GIVEN INSTRUCTION.
From the listing below, extract each line containing the string "image".

━━━━

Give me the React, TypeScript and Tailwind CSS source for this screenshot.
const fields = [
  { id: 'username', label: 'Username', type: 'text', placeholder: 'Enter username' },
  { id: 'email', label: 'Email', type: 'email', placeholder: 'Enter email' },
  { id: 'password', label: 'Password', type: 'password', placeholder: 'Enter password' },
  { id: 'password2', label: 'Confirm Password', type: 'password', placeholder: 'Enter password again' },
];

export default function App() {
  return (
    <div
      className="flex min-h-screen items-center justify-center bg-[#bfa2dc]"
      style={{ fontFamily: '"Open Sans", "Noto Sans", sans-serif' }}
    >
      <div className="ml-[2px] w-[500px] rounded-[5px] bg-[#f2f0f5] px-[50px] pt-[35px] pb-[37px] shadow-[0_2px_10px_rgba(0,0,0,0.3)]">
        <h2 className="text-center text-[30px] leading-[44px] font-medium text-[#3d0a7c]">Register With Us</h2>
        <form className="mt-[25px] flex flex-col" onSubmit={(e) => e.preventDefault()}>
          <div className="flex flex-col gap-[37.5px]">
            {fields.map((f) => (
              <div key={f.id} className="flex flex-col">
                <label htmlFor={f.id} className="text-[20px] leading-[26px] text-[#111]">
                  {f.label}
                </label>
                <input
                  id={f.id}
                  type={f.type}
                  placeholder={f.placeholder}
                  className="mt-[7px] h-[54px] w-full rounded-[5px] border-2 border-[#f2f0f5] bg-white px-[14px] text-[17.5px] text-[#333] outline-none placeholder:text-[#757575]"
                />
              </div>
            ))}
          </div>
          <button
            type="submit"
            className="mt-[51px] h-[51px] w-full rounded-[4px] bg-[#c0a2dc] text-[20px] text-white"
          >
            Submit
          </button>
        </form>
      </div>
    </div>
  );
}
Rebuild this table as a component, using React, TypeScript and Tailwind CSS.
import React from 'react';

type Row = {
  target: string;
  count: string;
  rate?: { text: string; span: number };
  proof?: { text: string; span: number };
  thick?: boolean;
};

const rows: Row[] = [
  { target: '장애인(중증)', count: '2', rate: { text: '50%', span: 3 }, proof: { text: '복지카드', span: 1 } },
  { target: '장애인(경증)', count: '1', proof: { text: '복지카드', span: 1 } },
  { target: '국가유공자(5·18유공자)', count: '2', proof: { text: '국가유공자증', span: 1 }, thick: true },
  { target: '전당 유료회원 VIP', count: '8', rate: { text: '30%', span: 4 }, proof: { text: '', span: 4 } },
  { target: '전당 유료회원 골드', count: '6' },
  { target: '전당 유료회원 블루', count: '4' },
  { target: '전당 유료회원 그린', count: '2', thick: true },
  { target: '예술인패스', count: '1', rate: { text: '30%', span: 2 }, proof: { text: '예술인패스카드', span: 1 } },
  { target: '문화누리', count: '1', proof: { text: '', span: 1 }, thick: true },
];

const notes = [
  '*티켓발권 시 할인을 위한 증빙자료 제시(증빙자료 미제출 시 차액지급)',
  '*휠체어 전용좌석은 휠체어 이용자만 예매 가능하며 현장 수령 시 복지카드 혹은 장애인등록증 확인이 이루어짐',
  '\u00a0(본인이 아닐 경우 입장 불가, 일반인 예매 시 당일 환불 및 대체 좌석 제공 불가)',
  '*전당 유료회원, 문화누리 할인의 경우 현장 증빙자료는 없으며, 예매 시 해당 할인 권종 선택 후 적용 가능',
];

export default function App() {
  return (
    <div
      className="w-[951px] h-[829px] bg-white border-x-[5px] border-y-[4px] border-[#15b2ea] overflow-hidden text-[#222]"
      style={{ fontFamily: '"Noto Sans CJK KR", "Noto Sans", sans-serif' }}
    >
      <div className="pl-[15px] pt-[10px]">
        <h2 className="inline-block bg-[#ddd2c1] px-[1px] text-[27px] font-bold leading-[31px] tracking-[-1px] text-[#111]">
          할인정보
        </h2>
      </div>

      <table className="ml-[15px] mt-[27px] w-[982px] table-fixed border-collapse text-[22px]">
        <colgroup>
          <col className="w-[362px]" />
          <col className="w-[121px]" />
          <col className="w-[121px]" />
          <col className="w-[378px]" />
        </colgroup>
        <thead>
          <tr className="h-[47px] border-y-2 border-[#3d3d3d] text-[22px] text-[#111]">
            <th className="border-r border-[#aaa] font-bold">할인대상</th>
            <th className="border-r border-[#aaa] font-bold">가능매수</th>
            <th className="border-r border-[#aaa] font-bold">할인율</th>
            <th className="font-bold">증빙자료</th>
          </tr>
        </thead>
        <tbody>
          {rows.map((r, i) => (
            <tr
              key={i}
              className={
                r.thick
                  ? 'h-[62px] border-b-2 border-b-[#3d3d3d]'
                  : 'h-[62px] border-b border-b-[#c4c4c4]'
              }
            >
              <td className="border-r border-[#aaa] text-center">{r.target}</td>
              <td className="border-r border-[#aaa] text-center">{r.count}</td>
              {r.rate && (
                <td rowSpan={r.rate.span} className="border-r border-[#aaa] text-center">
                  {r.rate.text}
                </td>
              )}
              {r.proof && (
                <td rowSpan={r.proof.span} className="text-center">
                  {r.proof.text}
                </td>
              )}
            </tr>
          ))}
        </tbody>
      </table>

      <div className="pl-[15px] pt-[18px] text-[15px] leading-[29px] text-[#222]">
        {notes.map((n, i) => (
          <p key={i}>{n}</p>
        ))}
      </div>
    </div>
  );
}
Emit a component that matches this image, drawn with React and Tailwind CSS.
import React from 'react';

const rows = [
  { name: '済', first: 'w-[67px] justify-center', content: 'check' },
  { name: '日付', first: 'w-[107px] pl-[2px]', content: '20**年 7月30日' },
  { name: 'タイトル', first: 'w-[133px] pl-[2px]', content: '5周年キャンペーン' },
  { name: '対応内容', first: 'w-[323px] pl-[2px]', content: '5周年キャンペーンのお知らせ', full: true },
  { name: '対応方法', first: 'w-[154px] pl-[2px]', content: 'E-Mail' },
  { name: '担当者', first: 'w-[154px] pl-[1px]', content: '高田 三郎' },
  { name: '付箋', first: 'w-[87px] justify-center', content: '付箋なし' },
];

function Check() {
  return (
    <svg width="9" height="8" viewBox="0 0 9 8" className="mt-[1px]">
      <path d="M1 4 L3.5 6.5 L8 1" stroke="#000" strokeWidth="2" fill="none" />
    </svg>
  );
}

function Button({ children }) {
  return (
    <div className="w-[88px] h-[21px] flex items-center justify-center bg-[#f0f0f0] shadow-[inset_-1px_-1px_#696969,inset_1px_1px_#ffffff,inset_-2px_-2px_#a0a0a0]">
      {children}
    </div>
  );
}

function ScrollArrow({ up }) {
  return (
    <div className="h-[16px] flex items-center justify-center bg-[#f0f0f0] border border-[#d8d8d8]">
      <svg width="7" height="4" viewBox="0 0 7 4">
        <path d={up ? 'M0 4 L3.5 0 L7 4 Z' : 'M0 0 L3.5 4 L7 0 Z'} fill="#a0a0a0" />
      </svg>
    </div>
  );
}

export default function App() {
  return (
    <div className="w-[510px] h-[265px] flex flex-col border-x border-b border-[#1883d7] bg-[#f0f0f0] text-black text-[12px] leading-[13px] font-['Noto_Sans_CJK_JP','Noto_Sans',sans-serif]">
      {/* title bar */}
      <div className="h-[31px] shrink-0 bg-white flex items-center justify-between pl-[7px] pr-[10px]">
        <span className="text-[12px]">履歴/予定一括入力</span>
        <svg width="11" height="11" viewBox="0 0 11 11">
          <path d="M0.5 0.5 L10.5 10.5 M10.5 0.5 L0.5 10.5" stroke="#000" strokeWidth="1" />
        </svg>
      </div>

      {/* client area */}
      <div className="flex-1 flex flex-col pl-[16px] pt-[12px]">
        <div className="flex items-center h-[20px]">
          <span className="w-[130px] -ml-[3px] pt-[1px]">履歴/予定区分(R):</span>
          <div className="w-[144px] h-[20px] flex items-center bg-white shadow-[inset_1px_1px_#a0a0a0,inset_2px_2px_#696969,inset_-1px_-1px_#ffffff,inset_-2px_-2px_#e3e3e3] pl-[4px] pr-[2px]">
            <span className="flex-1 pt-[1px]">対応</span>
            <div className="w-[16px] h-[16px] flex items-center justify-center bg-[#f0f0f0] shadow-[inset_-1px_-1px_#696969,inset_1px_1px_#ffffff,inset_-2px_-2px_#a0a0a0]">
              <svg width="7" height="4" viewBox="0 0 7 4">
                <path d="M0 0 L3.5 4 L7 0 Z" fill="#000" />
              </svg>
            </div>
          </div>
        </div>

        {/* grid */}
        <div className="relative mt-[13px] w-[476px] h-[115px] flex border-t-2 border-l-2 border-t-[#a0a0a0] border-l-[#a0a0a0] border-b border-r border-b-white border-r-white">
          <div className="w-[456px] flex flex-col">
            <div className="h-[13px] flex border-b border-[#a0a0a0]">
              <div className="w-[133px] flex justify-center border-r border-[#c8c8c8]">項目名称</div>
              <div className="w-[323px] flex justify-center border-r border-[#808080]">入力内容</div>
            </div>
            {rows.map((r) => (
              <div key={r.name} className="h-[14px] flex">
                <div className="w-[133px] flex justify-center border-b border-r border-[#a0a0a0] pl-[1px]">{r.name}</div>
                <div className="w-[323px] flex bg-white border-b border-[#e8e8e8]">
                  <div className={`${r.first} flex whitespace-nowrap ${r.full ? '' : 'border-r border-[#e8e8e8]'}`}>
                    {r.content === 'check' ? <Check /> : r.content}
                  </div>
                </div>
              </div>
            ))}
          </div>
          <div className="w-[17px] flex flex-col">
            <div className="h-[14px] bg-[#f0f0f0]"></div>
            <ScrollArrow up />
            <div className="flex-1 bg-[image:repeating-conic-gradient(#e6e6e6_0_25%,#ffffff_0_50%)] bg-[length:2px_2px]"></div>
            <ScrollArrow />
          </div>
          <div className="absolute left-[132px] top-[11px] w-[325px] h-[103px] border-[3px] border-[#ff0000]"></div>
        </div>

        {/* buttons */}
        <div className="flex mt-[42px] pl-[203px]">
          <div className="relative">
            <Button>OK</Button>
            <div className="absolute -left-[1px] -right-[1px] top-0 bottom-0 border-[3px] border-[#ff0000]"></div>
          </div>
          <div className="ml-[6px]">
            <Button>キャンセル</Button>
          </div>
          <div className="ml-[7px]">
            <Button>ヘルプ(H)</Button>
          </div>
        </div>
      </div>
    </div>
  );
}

━━━━

RESULT OF THIS EXERCISE.
Emit a component that matches this image, drawn with React and Tailwind CSS.
            <div className="flex-1 bg-[image:repeating-conic-gradient(#e6e6e6_0_25%,#ffffff_0_50%)] bg-[length:2px_2px]"></div>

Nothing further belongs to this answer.